* [Problem statement]:
Gather every line in the records below that contains the word "this".

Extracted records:
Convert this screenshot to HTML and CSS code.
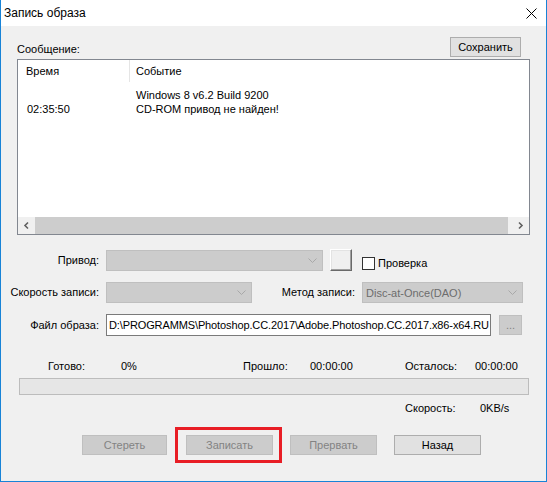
FILE: index.html
```html
<!DOCTYPE html>
<html lang="ru">
<head>
<meta charset="utf-8">
<title>Запись образа</title>
<link rel="stylesheet" href="styles.css">
</head>
<body>
<div class="window">
  <div class="titlebar">
    <span class="title">Запись образа</span>
    <svg class="close" width="11" height="11" viewBox="0 0 11 11"><path d="M0.5 0.5 L10.5 10.5 M10.5 0.5 L0.5 10.5" stroke="#000" stroke-width="1" fill="none"/></svg>
  </div>
  <div class="content">
    <div class="msg-area">
      <div class="msg-head">
        <span class="msg-label">Сообщение:</span>
        <button class="btn save">Сохранить</button>
      </div>
      <div class="listbox">
        <div class="lv-head">
          <div class="col1">Время</div>
          <div class="divider"></div>
          <div class="col2">Событие</div>
        </div>
        <div class="lv-body">
          <div class="lv-row"><div class="col1"></div><div class="col2">Windows 8 v6.2 Build 9200</div></div>
          <div class="lv-row"><div class="col1 time">02:35:50</div><div class="col2">CD-ROM привод не найден!</div></div>
        </div>
        <div class="hscroll">
          <div class="sb-btn"><svg width="17" height="17" viewBox="0 0 17 17"><path d="M10 5.5 L7 8.5 L10 11.5" stroke="#606060" stroke-width="1.6" fill="none"/></svg></div>
          <div class="sb-track"><div class="sb-thumb"></div></div>
          <div class="sb-btn"><svg width="17" height="17" viewBox="0 0 17 17"><path d="M7 5.5 L10 8.5 L7 11.5" stroke="#606060" stroke-width="1.6" fill="none"/></svg></div>
        </div>
      </div>
    </div>

    <div class="form-row row-drive">
      <span class="f-label">Привод:</span>
      <div class="combo combo-drive"><span class="combo-text"></span><svg class="chev" width="9" height="5" viewBox="0 0 9 5"><path d="M0.5 0.5 L4.5 4.5 L8.5 0.5" stroke="#a8a8a8" fill="none"/></svg></div>
      <div class="btn3d"></div>
      <div class="check-group"><span class="checkbox"></span><span class="check-label">Проверка</span></div>
    </div>

    <div class="form-row row-speed">
      <span class="f-label">Скорость записи:</span>
      <div class="combo combo-speed"><span class="combo-text"></span><svg class="chev" width="9" height="5" viewBox="0 0 9 5"><path d="M0.5 0.5 L4.5 4.5 L8.5 0.5" stroke="#a8a8a8" fill="none"/></svg></div>
      <span class="m-label">Метод записи:</span>
      <div class="combo combo-method"><span class="combo-text">Disc-at-Once(DAO)</span><svg class="chev" width="9" height="5" viewBox="0 0 9 5"><path d="M0.5 0.5 L4.5 4.5 L8.5 0.5" stroke="#a8a8a8" fill="none"/></svg></div>
    </div>

    <div class="form-row row-file">
      <span class="f-label file-label">Файл образа:</span>
      <div class="textbox">D:\PROGRAMMS\Photoshop.CC.2017\Adobe.Photoshop.CC.2017.x86-x64.RU</div>
      <div class="btn disabled browse">...</div>
    </div>

    <div class="stats">
      <span>Готово:</span><span>0%</span><span>Прошло:</span><span>00:00:00</span><span>Осталось:</span><span>00:00:00</span>
    </div>

    <div class="progress"></div>

    <div class="speed">
      <span class="speed-label">Скорость:</span><span>0KB/s</span>
    </div>

    <div class="actions">
      <div class="btn disabled b-erase">Стереть</div>
      <div class="btn disabled b-write">Записать</div>
      <div class="btn disabled b-abort">Прервать</div>
      <div class="btn b-back">Назад</div>
    </div>
  </div>
  <div class="highlight"></div>
</div>
</body>
</html>
```

FILE: styles.css
```css
* { box-sizing: border-box; }

html, body {
  margin: 0;
  padding: 0;
  background: #f0f0f0;
}

body {
  font-family: "Liberation Sans", Arial, sans-serif;
  font-size: 11px;
  color: #000;
}

.window {
  position: relative;
  width: 547px;
  height: 482px;
  background: #f0f0f0;
  border: 1px solid #1883d7;
  border-top: none;
  overflow: hidden;
}

.titlebar {
  height: 26px;
  background: #fff;
  display: flex;
  align-items: center;
  padding-left: 3px;
}

.title {
  font-size: 12px;
  line-height: 16px;
}

.close {
  margin-left: auto;
  margin-right: 9px;
  align-self: flex-start;
  margin-top: 8px;
}

.msg-area {
  padding: 0 16px;
}

.msg-head {
  display: flex;
  justify-content: space-between;
  align-items: flex-end;
  margin-top: 11px;
}

.msg-label {
  line-height: 13px;
  padding-bottom: 1px;
}

.btn {
  height: 20px;
  border: 1px solid #adadad;
  background: #e1e1e1;
  font-family: inherit;
  font-size: 11px;
  color: #000;
  display: flex;
  align-items: center;
  justify-content: center;
  padding: 0;
}

.btn.disabled {
  background: #cccccc;
  border-color: #bfbfbf;
  color: #838383;
}

.save {
  width: 71px;
  margin-right: 9px;
}

.listbox {
  margin-top: 2px;
  height: 176px;
  border: 1px solid #828790;
  background: #fff;
  display: flex;
  flex-direction: column;
}

.lv-head {
  height: 22px;
  display: flex;
  line-height: 22px;
}

.col1 {
  width: 111px;
  padding-left: 8px;
  flex: none;
}

.divider {
  width: 1px;
  height: 22px;
  background: #e5e5e5;
}

.col2 {
  padding-left: 6px;
}

.lv-body {
  flex: 1;
  padding-top: 6px;
}

.lv-row {
  display: flex;
  height: 14px;
  line-height: 14px;
}

.lv-row .col2 {
  padding-left: 7px;
}

.lv-row .time {
  padding-left: 9px;
}

.hscroll {
  height: 17px;
  display: flex;
  background: #f0f0f0;
}

.sb-btn {
  width: 17px;
  height: 17px;
  flex: none;
}

.sb-btn svg {
  display: block;
}

.sb-track {
  flex: 1;
  display: flex;
}

.sb-thumb {
  width: 473px;
  height: 17px;
  background: #cdcdcd;
}

.form-row {
  display: flex;
  align-items: center;
}

.f-label {
  width: 97px;
  margin-left: 1px;
  margin-right: 7px;
  text-align: right;
  line-height: 13px;
  flex: none;
}

.row-drive {
  margin-top: 15px;
  align-items: flex-start;
}

.row-drive .f-label {
  margin-top: 4px;
}

.combo {
  height: 21px;
  background: #cccccc;
  border: 1px solid #bfbfbf;
  display: flex;
  align-items: center;
  padding-left: 3px;
  padding-right: 5px;
  flex: none;
}

.combo-text {
  flex: 1;
  color: #6d6d6d;
  white-space: nowrap;
}

.chev {
  display: block;
}

.combo-drive { width: 217px; }
.combo-speed { width: 146px; }
.combo-method { width: 161px; }

.btn3d {
  width: 22px;
  height: 22px;
  margin-left: 7px;
  margin-top: -1px;
  background: #f0f0f0;
  border: 1px solid;
  border-color: #ffffff #696969 #696969 #ffffff;
  box-shadow: inset -1px -1px 0 #a0a0a0, inset 1px 1px 0 #e3e3e3;
}

.check-group {
  display: flex;
  align-items: center;
  margin-left: 10px;
  margin-top: 7px;
}

.checkbox {
  width: 13px;
  height: 13px;
  border: 1px solid #333;
  background: #fff;
}

.check-label {
  margin-left: 3px;
  line-height: 13px;
}

.row-speed {
  margin-top: 11px;
}

.m-label {
  width: 103px;
  margin-right: 7px;
  text-align: right;
  line-height: 13px;
}

.row-file {
  margin-top: 11px;
}

.textbox {
  width: 385px;
  height: 22px;
  border: 1px solid #7a7a7a;
  background: #fff;
  padding-left: 2px;
  line-height: 20px;
  letter-spacing: -0.12px;
  white-space: nowrap;
  overflow: hidden;
}

.browse {
  width: 23px;
  margin-left: 8px;
}

.stats {
  margin-top: 24px;
  padding-left: 47px;
  display: grid;
  grid-template-columns: 73px 122px 67px 95px 70px auto;
  line-height: 13px;
}

.progress {
  margin-top: 5px;
  margin-left: 18px;
  width: 510px;
  height: 17px;
  border: 1px solid #bcbcbc;
  background: #e6e6e6;
}

.speed {
  margin-top: 7px;
  padding-left: 404px;
  display: flex;
  line-height: 13px;
}

.speed-label {
  width: 75px;
}

.actions {
  margin-top: 20px;
  display: flex;
}

.b-erase { width: 85px; margin-left: 81px; }
.b-write { width: 87px; margin-left: 19px; }
.b-abort { width: 87px; margin-left: 17px; }
.b-back  { width: 87px; margin-left: 17px; }

.highlight {
  position: absolute;
  left: 174px;
  top: 427px;
  width: 107px;
  height: 36px;
  border: 3px solid #e81d25;
}
```
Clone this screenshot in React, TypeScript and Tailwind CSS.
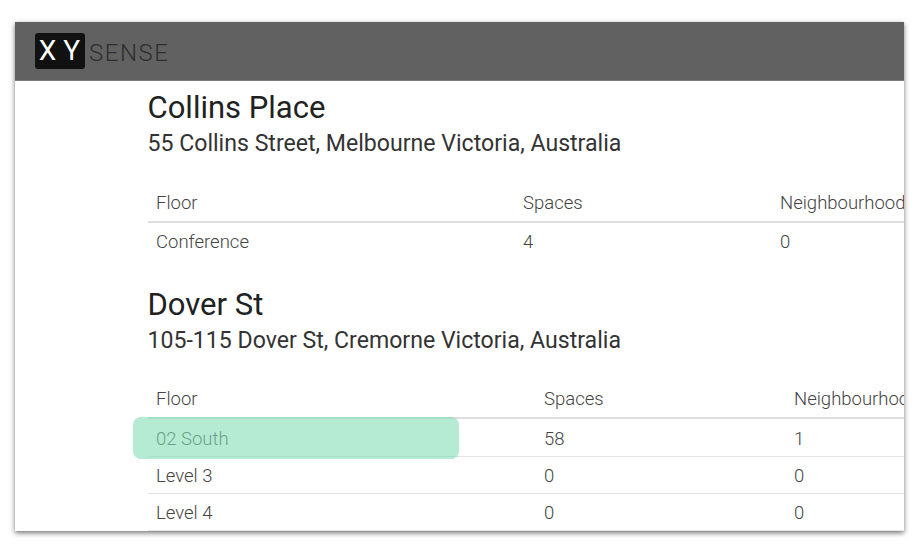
const tables = [
  {
    name: 'Collins Place',
    address: '55 Collins Street, Melbourne Victoria, Australia',
    cols: 'grid-cols-[367px_257px_1fr]',
    head: 'h-[37px]',
    rowPad: 'pt-[2px]',
    rows: [['Conference', '4', '0']],
  },
  {
    name: 'Dover St',
    address: '105-115 Dover St, Cremorne Victoria, Australia',
    cols: 'grid-cols-[388px_250px_1fr]',
    head: 'h-[36px]',
    rowPad: 'pt-[4px]',
    rows: [
      ['02 South', '58', '1'],
      ['Level 3', '0', '0'],
      ['Level 4', '0', '0'],
    ],
  },
];

function Building({ name, address, cols, head, rowPad, rows }: (typeof tables)[number]) {
  return (
    <section>
      <h2 className="ml-[-0.5px] text-[31px] leading-[36px] text-[#212121]">{name}</h2>
      <p className="ml-[-0.5px] mt-[1px] text-[23.1px] leading-[34px] text-[#333333]">{address}</p>
      <div className={`mt-[25px] grid ${cols} ${head} items-center border-b-2 border-[#dedede] text-[18.5px] font-light text-[#444444]`}>
        <div className="pl-2">Floor</div>
        <div className="pl-2">Spaces</div>
        <div className="pl-2 whitespace-nowrap">Neighbourhoods</div>
      </div>
      {rows.map((row, r) => (
        <div key={row[0]} className={`grid ${cols} items-center ${rowPad} text-[18.5px] font-light text-[#444444] ${r === 0 ? 'h-[38px]' : 'h-[37px]'} ${rows.length > 1 ? 'border-b border-[#e4e4e4]' : ''}`}>
          {row.map((cell, i) => (
            <div key={i} className="pl-2">{cell}</div>
          ))}
        </div>
      ))}
    </section>
  );
}

export default function App() {
  return (
    <div className="h-[552px] w-[924px] overflow-hidden bg-white pl-[15px] pt-[22px] font-['Roboto',sans-serif]">
      <div className="relative h-[509px] w-[889px] overflow-hidden bg-white shadow-[0_2px_5px_rgba(0,0,0,0.55)]">
        <header className="flex h-[59px] items-center border-b border-[#7a7a7a] bg-[#616161] pl-[20px]">
          <div className="flex h-[36px] w-[50px] items-center justify-center rounded-[3px] bg-[#111111] pl-[6px] text-[28px] font-normal tracking-[7px] text-white">XY</div>
          <span className="ml-[4px] mt-[4px] text-[24px] font-light tracking-[1.5px] text-[#2e2e2e]">SENSE</span>
        </header>
        <main className="flex flex-col gap-[26px] pl-[133px] pt-[9px]">
          {tables.map((t) => (
            <Building key={t.name} {...t} />
          ))}
        </main>
        <div className="absolute left-[118px] top-[395px] h-[42px] w-[326px] rounded-[8px] bg-[#84dcb6]/60" />
      </div>
    </div>
  );
}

* [Solution to the problem]:
Convert this screenshot to HTML and CSS code.
Clone this screenshot in React, TypeScript and Tailwind CSS.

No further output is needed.